Part of the problem with the film, which opens today, may be that this is the first time Smith has directed a film he didn’t write. The story, by TV writers Robb and Mark Cullen, is about two NYPD detectives who are suspended without pay after they bungle an assignment. Soon after, Jimmy Monroe (Bruce Willis) finds out that his daughter Ava (Michelle Trachtenberg) is engaged, and he plans to sell his rare baseball card to pay for the wedding, even though her step-dad (Jason Lee) has offered to foot the bill. When the card is stolen, his partner Paul Hodges (Tracy Morgan) agrees to help him find it, but he’s more concerned that his wife Debbie (Rashida Jones) may be cheating on him. While trying to get the card back, the partners encounter a stoner/thief (Sean William Scott), a pair of rival cops (Kevin Pollak and Adam Brody), and a baseball-obsessed gang leader (Guillermo Diaz).

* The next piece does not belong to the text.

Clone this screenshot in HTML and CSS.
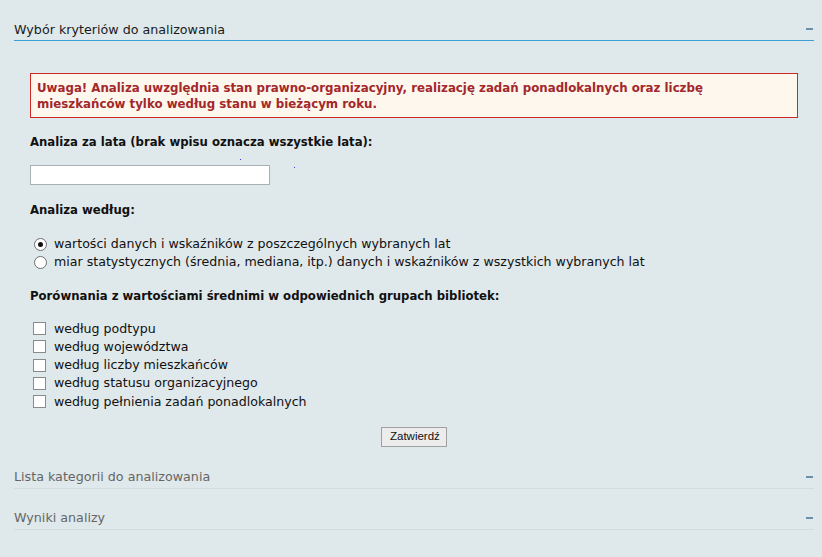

Critics say Cop Out (original title: A Couple of Dicks) proves that Kevin Smith’s scripts, not his directing skills, are what made him famous. There are some amusing (and dirty) improvised jokes in the scenes where Morgan and Willis are just hanging out and talking, but when Smith has to direct the “obligatory action beats or tie up the many loose ends, he seems actively bored.”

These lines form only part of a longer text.